What is required
Output the full listing below exactly, without the pictures.

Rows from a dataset
|---|
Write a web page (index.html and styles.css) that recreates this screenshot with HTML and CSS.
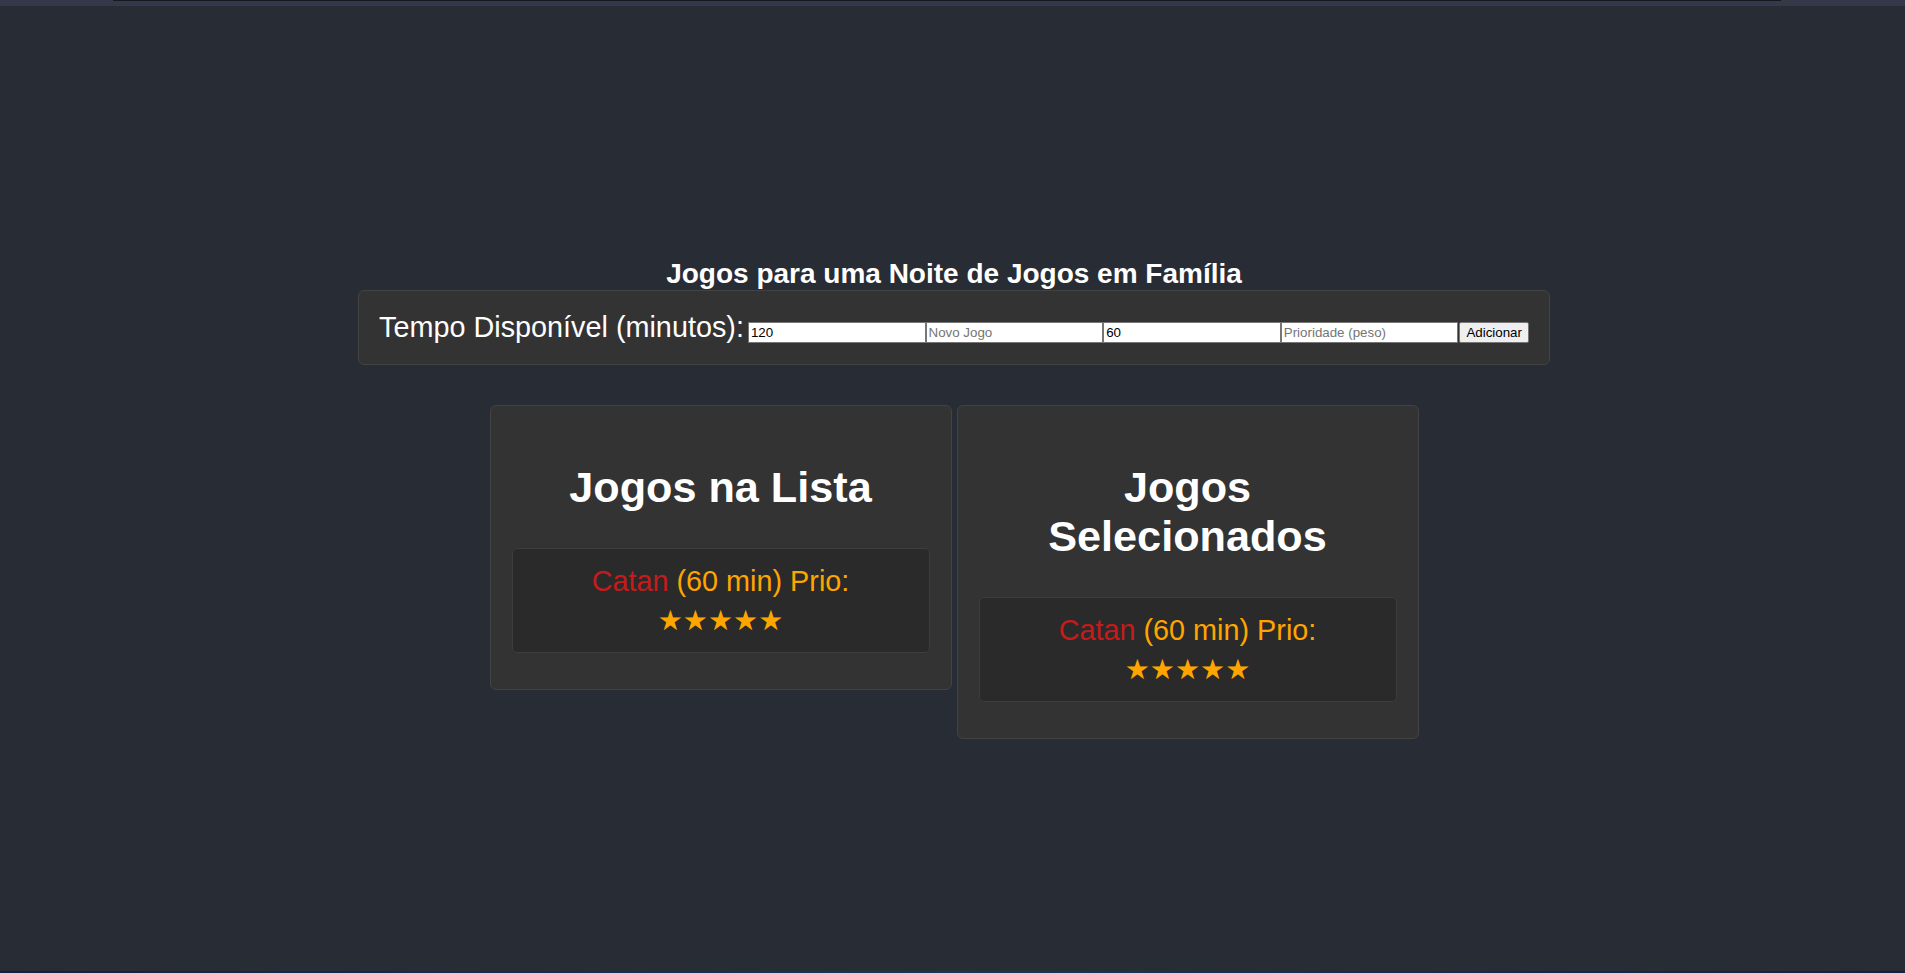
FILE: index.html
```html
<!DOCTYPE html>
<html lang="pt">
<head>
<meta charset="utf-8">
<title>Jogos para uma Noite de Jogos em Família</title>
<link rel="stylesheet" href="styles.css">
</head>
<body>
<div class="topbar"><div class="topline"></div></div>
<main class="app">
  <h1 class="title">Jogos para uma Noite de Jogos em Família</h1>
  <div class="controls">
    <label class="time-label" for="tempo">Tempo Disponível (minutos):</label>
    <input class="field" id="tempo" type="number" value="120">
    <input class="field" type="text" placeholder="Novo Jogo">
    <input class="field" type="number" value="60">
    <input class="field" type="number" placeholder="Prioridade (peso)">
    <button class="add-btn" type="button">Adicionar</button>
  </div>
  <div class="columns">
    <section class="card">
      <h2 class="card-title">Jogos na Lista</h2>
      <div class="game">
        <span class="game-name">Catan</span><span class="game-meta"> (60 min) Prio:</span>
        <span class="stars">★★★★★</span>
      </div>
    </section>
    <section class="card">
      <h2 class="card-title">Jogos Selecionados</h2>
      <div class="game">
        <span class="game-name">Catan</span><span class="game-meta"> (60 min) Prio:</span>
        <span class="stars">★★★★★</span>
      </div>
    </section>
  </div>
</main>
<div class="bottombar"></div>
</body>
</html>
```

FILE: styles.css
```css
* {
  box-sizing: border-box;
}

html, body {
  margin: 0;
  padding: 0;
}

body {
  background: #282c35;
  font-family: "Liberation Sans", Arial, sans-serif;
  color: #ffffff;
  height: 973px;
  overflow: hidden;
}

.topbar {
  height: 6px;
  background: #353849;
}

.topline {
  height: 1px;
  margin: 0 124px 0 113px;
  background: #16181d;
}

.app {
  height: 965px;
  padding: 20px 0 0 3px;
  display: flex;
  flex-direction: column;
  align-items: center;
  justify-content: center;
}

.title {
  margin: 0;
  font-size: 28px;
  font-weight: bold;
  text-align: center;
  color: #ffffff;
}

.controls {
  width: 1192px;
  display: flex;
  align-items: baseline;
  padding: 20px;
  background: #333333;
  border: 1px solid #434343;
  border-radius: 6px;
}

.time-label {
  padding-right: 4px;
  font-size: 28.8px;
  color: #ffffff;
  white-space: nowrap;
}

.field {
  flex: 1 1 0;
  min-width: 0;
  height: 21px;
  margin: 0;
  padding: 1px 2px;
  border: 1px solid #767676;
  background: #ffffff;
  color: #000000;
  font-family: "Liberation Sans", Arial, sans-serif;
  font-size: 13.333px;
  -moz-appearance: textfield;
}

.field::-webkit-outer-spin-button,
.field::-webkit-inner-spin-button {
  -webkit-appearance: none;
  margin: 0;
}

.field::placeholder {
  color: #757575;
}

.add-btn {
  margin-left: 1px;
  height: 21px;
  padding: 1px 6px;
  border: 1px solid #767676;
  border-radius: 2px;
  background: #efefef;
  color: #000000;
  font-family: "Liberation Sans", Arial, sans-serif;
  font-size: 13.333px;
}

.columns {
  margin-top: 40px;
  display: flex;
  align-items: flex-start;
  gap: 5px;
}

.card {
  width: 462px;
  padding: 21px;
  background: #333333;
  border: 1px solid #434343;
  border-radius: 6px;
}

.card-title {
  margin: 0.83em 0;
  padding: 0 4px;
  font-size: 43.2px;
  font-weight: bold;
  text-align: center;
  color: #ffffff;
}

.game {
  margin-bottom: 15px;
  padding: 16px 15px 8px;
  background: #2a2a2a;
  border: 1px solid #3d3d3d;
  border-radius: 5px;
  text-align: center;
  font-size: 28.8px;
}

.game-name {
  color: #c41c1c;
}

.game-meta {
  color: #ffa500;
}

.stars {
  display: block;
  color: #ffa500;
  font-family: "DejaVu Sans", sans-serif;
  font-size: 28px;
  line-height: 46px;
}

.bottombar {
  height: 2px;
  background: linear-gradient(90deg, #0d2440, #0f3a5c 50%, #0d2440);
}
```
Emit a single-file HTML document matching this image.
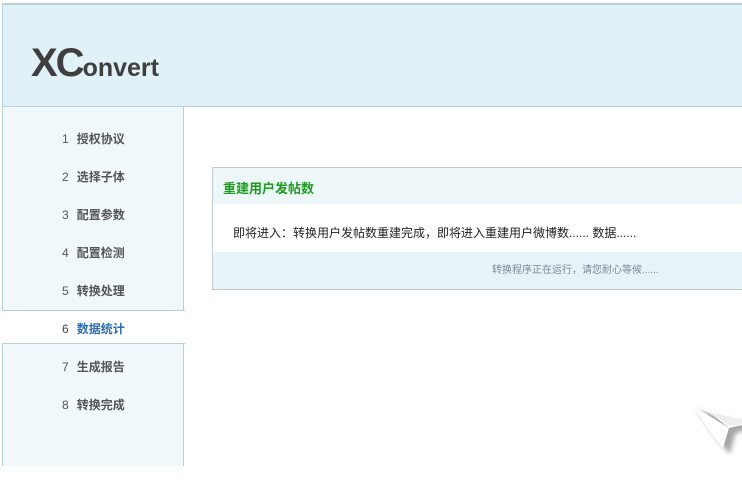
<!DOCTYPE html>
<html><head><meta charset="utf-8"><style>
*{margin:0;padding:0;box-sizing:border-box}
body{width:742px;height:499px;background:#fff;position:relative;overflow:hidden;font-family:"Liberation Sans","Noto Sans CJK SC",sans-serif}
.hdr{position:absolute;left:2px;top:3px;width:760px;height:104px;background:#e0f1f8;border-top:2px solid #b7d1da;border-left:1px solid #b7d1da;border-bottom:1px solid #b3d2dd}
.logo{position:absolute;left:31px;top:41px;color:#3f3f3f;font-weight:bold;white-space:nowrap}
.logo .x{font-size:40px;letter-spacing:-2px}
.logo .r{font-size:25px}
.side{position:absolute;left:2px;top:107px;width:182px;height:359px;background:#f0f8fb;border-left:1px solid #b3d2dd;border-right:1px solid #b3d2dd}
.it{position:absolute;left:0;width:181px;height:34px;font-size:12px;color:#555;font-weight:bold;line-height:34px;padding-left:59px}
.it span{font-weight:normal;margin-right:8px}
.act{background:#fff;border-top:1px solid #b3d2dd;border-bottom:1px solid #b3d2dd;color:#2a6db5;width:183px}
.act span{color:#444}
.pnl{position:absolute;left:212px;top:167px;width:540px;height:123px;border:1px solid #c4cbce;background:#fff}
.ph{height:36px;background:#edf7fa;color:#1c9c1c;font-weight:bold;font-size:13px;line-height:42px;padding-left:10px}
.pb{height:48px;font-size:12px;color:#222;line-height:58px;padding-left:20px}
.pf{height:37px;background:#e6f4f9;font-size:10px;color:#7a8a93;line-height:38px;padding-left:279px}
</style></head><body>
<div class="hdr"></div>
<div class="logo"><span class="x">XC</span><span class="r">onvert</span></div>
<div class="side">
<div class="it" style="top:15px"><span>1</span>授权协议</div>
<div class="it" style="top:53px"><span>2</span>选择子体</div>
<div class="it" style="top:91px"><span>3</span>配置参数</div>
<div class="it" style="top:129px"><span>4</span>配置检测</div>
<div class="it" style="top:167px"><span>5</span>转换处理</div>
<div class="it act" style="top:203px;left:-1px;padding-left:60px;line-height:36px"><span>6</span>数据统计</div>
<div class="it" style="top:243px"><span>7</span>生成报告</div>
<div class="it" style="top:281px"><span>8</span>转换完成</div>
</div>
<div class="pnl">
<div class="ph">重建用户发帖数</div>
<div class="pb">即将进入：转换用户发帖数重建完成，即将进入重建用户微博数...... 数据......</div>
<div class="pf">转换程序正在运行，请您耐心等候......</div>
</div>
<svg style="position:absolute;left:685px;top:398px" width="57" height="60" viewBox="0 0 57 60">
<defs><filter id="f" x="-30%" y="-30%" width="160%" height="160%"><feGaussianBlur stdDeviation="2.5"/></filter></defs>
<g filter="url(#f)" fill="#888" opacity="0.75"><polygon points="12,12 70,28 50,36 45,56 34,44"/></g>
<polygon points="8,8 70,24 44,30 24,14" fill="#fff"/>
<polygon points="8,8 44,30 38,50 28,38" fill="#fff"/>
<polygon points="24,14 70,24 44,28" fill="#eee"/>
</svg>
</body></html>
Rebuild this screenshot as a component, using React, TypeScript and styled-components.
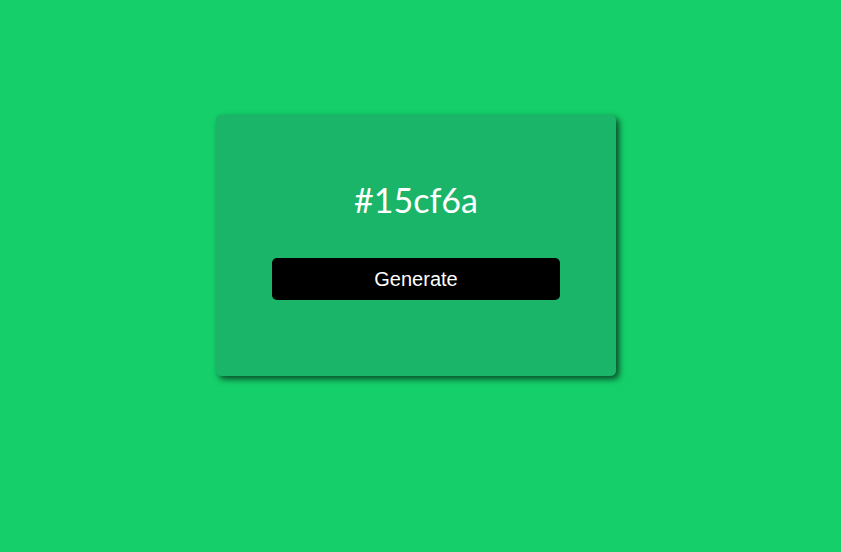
|---|
Answer to this exercise
Write a web page (index.html and styles.css) that recreates this screenshot with HTML and CSS.
FILE: index.html
```html
<!DOCTYPE html>
<html lang="pt">
<head>
<meta charset="utf-8">
<title>Jogos para uma Noite de Jogos em Família</title>
<link rel="stylesheet" href="styles.css">
</head>
<body>
<div class="topbar"><div class="topline"></div></div>
<main class="app">
  <h1 class="title">Jogos para uma Noite de Jogos em Família</h1>
  <div class="controls">
    <label class="time-label" for="tempo">Tempo Disponível (minutos):</label>
    <input class="field" id="tempo" type="number" value="120">
    <input class="field" type="text" placeholder="Novo Jogo">
    <input class="field" type="number" value="60">
    <input class="field" type="number" placeholder="Prioridade (peso)">
    <button class="add-btn" type="button">Adicionar</button>
  </div>
  <div class="columns">
    <section class="card">
      <h2 class="card-title">Jogos na Lista</h2>
      <div class="game">
        <span class="game-name">Catan</span><span class="game-meta"> (60 min) Prio:</span>
        <span class="stars">★★★★★</span>
      </div>
    </section>
    <section class="card">
      <h2 class="card-title">Jogos Selecionados</h2>
      <div class="game">
        <span class="game-name">Catan</span><span class="game-meta"> (60 min) Prio:</span>
        <span class="stars">★★★★★</span>
      </div>
    </section>
  </div>
</main>
<div class="bottombar"></div>
</body>
</html>
```

FILE: styles.css
```css
* {
  box-sizing: border-box;
}

html, body {
  margin: 0;
  padding: 0;
}

body {
  background: #282c35;
  font-family: "Liberation Sans", Arial, sans-serif;
  color: #ffffff;
  height: 973px;
  overflow: hidden;
}

.topbar {
  height: 6px;
  background: #353849;
}

.topline {
  height: 1px;
  margin: 0 124px 0 113px;
  background: #16181d;
}

.app {
  height: 965px;
  padding: 20px 0 0 3px;
  display: flex;
  flex-direction: column;
  align-items: center;
  justify-content: center;
}

.title {
  margin: 0;
  font-size: 28px;
  font-weight: bold;
  text-align: center;
  color: #ffffff;
}

.controls {
  width: 1192px;
  display: flex;
  align-items: baseline;
  padding: 20px;
  background: #333333;
  border: 1px solid #434343;
  border-radius: 6px;
}

.time-label {
  padding-right: 4px;
  font-size: 28.8px;
  color: #ffffff;
  white-space: nowrap;
}

.field {
  flex: 1 1 0;
  min-width: 0;
  height: 21px;
  margin: 0;
  padding: 1px 2px;
  border: 1px solid #767676;
  background: #ffffff;
  color: #000000;
  font-family: "Liberation Sans", Arial, sans-serif;
  font-size: 13.333px;
  -moz-appearance: textfield;
}

.field::-webkit-outer-spin-button,
.field::-webkit-inner-spin-button {
  -webkit-appearance: none;
  margin: 0;
}

.field::placeholder {
  color: #757575;
}

.add-btn {
  margin-left: 1px;
  height: 21px;
  padding: 1px 6px;
  border: 1px solid #767676;
  border-radius: 2px;
  background: #efefef;
  color: #000000;
  font-family: "Liberation Sans", Arial, sans-serif;
  font-size: 13.333px;
}

.columns {
  margin-top: 40px;
  display: flex;
  align-items: flex-start;
  gap: 5px;
}

.card {
  width: 462px;
  padding: 21px;
  background: #333333;
  border: 1px solid #434343;
  border-radius: 6px;
}

.card-title {
  margin: 0.83em 0;
  padding: 0 4px;
  font-size: 43.2px;
  font-weight: bold;
  text-align: center;
  color: #ffffff;
}

.game {
  margin-bottom: 15px;
  padding: 16px 15px 8px;
  background: #2a2a2a;
  border: 1px solid #3d3d3d;
  border-radius: 5px;
  text-align: center;
  font-size: 28.8px;
}

.game-name {
  color: #c41c1c;
}

.game-meta {
  color: #ffa500;
}

.stars {
  display: block;
  color: #ffa500;
  font-family: "DejaVu Sans", sans-serif;
  font-size: 28px;
  line-height: 46px;
}

.bottombar {
  height: 2px;
  background: linear-gradient(90deg, #0d2440, #0f3a5c 50%, #0d2440);
}
```
Emit a single-file HTML document matching this image.
<!DOCTYPE html>
<html><head><meta charset="utf-8"><style>
*{margin:0;padding:0;box-sizing:border-box}
body{width:742px;height:499px;background:#fff;position:relative;overflow:hidden;font-family:"Liberation Sans","Noto Sans CJK SC",sans-serif}
.hdr{position:absolute;left:2px;top:3px;width:760px;height:104px;background:#e0f1f8;border-top:2px solid #b7d1da;border-left:1px solid #b7d1da;border-bottom:1px solid #b3d2dd}
.logo{position:absolute;left:31px;top:41px;color:#3f3f3f;font-weight:bold;white-space:nowrap}
.logo .x{font-size:40px;letter-spacing:-2px}
.logo .r{font-size:25px}
.side{position:absolute;left:2px;top:107px;width:182px;height:359px;background:#f0f8fb;border-left:1px solid #b3d2dd;border-right:1px solid #b3d2dd}
.it{position:absolute;left:0;width:181px;height:34px;font-size:12px;color:#555;font-weight:bold;line-height:34px;padding-left:59px}
.it span{font-weight:normal;margin-right:8px}
.act{background:#fff;border-top:1px solid #b3d2dd;border-bottom:1px solid #b3d2dd;color:#2a6db5;width:183px}
.act span{color:#444}
.pnl{position:absolute;left:212px;top:167px;width:540px;height:123px;border:1px solid #c4cbce;background:#fff}
.ph{height:36px;background:#edf7fa;color:#1c9c1c;font-weight:bold;font-size:13px;line-height:42px;padding-left:10px}
.pb{height:48px;font-size:12px;color:#222;line-height:58px;padding-left:20px}
.pf{height:37px;background:#e6f4f9;font-size:10px;color:#7a8a93;line-height:38px;padding-left:279px}
</style></head><body>
<div class="hdr"></div>
<div class="logo"><span class="x">XC</span><span class="r">onvert</span></div>
<div class="side">
<div class="it" style="top:15px"><span>1</span>授权协议</div>
<div class="it" style="top:53px"><span>2</span>选择子体</div>
<div class="it" style="top:91px"><span>3</span>配置参数</div>
<div class="it" style="top:129px"><span>4</span>配置检测</div>
<div class="it" style="top:167px"><span>5</span>转换处理</div>
<div class="it act" style="top:203px;left:-1px;padding-left:60px;line-height:36px"><span>6</span>数据统计</div>
<div class="it" style="top:243px"><span>7</span>生成报告</div>
<div class="it" style="top:281px"><span>8</span>转换完成</div>
</div>
<div class="pnl">
<div class="ph">重建用户发帖数</div>
<div class="pb">即将进入：转换用户发帖数重建完成，即将进入重建用户微博数...... 数据......</div>
<div class="pf">转换程序正在运行，请您耐心等候......</div>
</div>
<svg style="position:absolute;left:685px;top:398px" width="57" height="60" viewBox="0 0 57 60">
<defs><filter id="f" x="-30%" y="-30%" width="160%" height="160%"><feGaussianBlur stdDeviation="2.5"/></filter></defs>
<g filter="url(#f)" fill="#888" opacity="0.75"><polygon points="12,12 70,28 50,36 45,56 34,44"/></g>
<polygon points="8,8 70,24 44,30 24,14" fill="#fff"/>
<polygon points="8,8 44,30 38,50 28,38" fill="#fff"/>
<polygon points="24,14 70,24 44,28" fill="#eee"/>
</svg>
</body></html>
Rebuild this screenshot as a component, using React, TypeScript and styled-components.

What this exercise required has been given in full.